US Unemployment Rate since 1948

This is a quick response to a discussion on the Visual Analytics LinkedIn group regarding a Wall Street Journal (WSJ) Graph of 'Historical US Unemployment'.

The WSJ chose a heatmap where ordinarily a simple line chart would suffice and discussion revolved around whether the heatmap was successful in providing information to the reader anymore than a line chart would.

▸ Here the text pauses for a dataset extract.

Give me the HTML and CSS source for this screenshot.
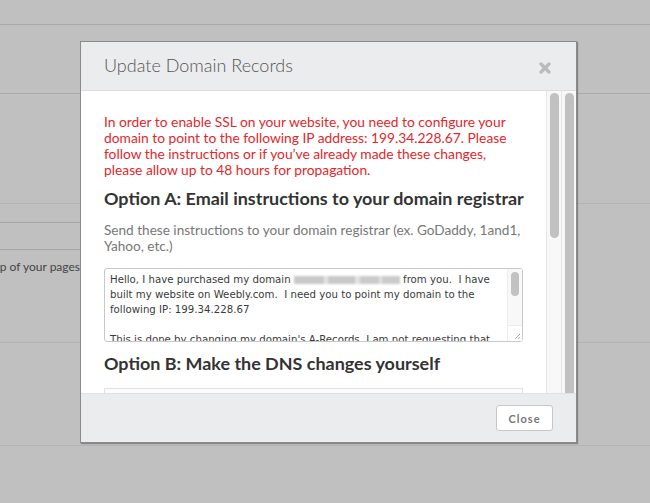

Consequently, I put together a quick line plot in python + matplotlib using the following data sources:
The following graph is a little different to the WSJ one with respect to:
  • WSJ chose colour bands for each percentage point, I have chosen 0-4 as good,  4-8 ok, 8+ a bit high, loosely based on the colours of the WSJ example. I have no idea if these values are considered good or not by economists.
  • Periods of recession are represented by vertical bands, as opposed to white dots in the WSJ example.
  • For readability, the dates have been labeled every 4th year (as per Bureau) - it would vary depending on zoom level if it was implemented as a dynamic chart for the web.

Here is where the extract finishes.